The program is in the fourth year of its five-year implementation phase. “Our guiding metric for this program, our ‘north star,’ is to reduce by 20 percent the number of teens experiencing depression,” says project coordinator Wendy Harris. “We measure progress through survey questions related to feelings of sadness and hopelessness on the YBHS survey.”

Appleton North High School promotes Sources of Strength

When the COVID-19 pandemic hit, Sources of Strength was well underway in several schools throughout the tri-county region. Life definitely got harder, but a foundation was there to help. Appleton North sophomore Natalie Sheridan went through training and became a peer leader prior to the pandemic. The program showed her how evaluating and building strengths leads to better life balance for herself and a better ability to help struggling classmates.

For Sheridan, focusing on those strengths became even more critical during the pandemic. “My schedule was thrown off and I needed to get back to the basics in order to gain a sense of control,” she says. “Sources of Strength gives a clear outline of those ‘essentials’ and reminds me of everything I have to be thankful for in my life.”

The GGP grant was specifically used to purchase program supplies for the 2020-21 school year. Posters now hang in classrooms and hallways, advisors and peer leaders wear “Spread Hope, Not Covid” masks, and students are wearing “Hope – Help – Strength” wristbands representing their biggest strengths and those they’re working to develop. The materials enhanced the program in a visual way, increasing engagement among students and leaders as the program continues.

Prevent Suicide Fox Cities – Stronger Together, $6,000

The GGP’s second award went to Prevent Suicide Fox Cities’ Stronger Together program. Prevent Suicide Fox Cities exists to eliminate suicide and its toll on survivors and currently offers multiple support after suicide loss programs, hosts mental health wellness festivals at local high schools, participates in community outreach and coordinates local QPR (Question, Persuade, Refer) suicide prevention trainings free of charge.

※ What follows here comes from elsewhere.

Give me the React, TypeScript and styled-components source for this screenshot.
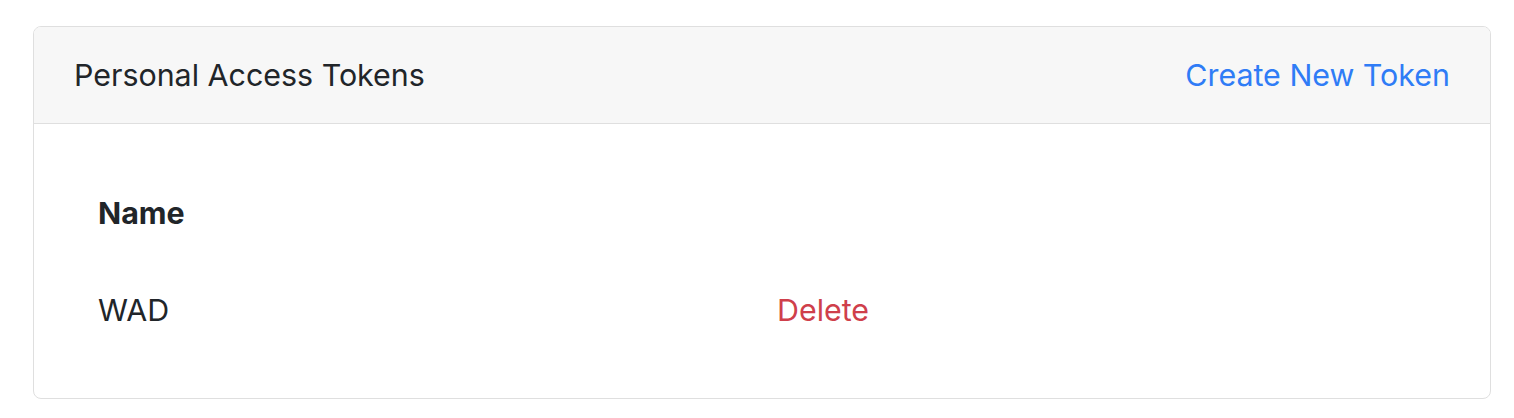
import React from "react";
import styled, { createGlobalStyle } from "styled-components";

const GlobalStyle = createGlobalStyle`
  html, body {
    margin: 0;
    padding: 0;
    background: #ffffff;
  }
  body {
    font-family: Inter, "Noto Sans", sans-serif;
    color: #212529;
    -webkit-font-smoothing: antialiased;
  }
`;

const Page = styled.div`
  padding: 26px 23px 20px 33px;
`;

const Card = styled.section`
  display: flex;
  flex-direction: column;
  border: 1px solid #dfdfdf;
  border-radius: 8px;
  background: #ffffff;
  overflow: hidden;
`;

const CardHeader = styled.header`
  display: flex;
  align-items: center;
  justify-content: space-between;
  padding: 24px 40px;
  background: #f7f7f7;
  border-bottom: 1px solid #dfdfdf;
  font-size: 30.4px;
  line-height: 48px;
`;

const Title = styled.span`
  color: #212529;
`;

const HeaderLink = styled.a`
  color: #2f7cf6;
  text-decoration: none;
  cursor: pointer;
`;

const CardBody = styled.div`
  padding: 40px;
`;

const Table = styled.table`
  width: 100%;
  border-collapse: collapse;
  font-size: 30.4px;
  line-height: 48px;
`;

const HeadCell = styled.th<{ $width?: string }>`
  box-sizing: border-box;
  text-align: left;
  font-weight: 700;
  padding: 24px;
  border-top: 1px solid transparent;
  width: ${(p) => p.$width || "auto"};
`;

const Cell = styled.td`
  padding: 24px;
  border-top: 1px solid transparent;
`;

const DeleteLink = styled.a`
  color: #cf3f4b;
  text-decoration: none;
  cursor: pointer;
`;

const tokens = [{ id: 1, name: "WAD" }];

export default function App() {
  return (
    <>
      <GlobalStyle />
      <Page>
        <Card>
          <CardHeader>
            <Title>Personal Access Tokens</Title>
            <HeaderLink>Create New Token</HeaderLink>
          </CardHeader>
          <CardBody>
            <Table>
              <thead>
                <tr>
                  <HeadCell $width="679px">Name</HeadCell>
                  <HeadCell />
                </tr>
              </thead>
              <tbody>
                {tokens.map((t) => (
                  <tr key={t.id}>
                    <Cell>{t.name}</Cell>
                    <Cell>
                      <DeleteLink>Delete</DeleteLink>
                    </Cell>
                  </tr>
                ))}
              </tbody>
            </Table>
          </CardBody>
        </Card>
      </Page>
    </>
  );
}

Stronger Together is a new program aimed at providing high school girls and their trusted adults with the tools to openly discuss mental health concerns while highlighting the importance of having a trusted female role model. Prevent Suicide Fox Cities’ Board Chair Cindy Reffke hoped to start this program since joining the organization more than six years ago.

“It has always concerned me that our young women and adult women attempt suicide at such high rates (more than three times that of males),” Reffke says. “Developing an event and having the opportunity to work with women to build self-confidence and help them see themselves as enough, is a goal of mine. Providing tools of engagement and empowering women and girls to take care of themselves and listen to others without judgement when someone is at risk is a win-win.”

Stronger Together – A Virtual Mental Health Wellness Event” is scheduled for Saturday, May 1. At the event, six female community leaders will present on a variety of mental health wellness topics including self-care and finding your joy, the importance of a trusted adult relationship, and helping friends in crisis using ACT (Acknowledge someone’s pain. Respond with Care. Tell your trusted adult.) The speaker panel will wrap up with Frankie Moscato, a young woman from Oshkosh who is turning her experiences with bullying into an opportunity to help other teens.

The event is targeted toward young women and their trusted female adult, but is open to anyone who wishes to attend. Full details and registration can be found at tinyurl.com/strongertogether21.

While Reffke hopes this year’s virtual event will provide a good starting point, she envisions Stronger Together growing into an annual (in-person) event with breakout sessions, a mental health resource and self-care expo, onsite suicide prevention training, and more.

Last year’s Girls’ Grantmakers definitely saw a need in their schools related to mental health services and were empowered to make an impact. What they didn’t know was the extent to which the looming pandemic would compound this need. Nearly 12 months later, the conversation surrounding mental health has become more widespread, opening opportunities to strengthen messaging and build support. The momentum is there. The need is still great.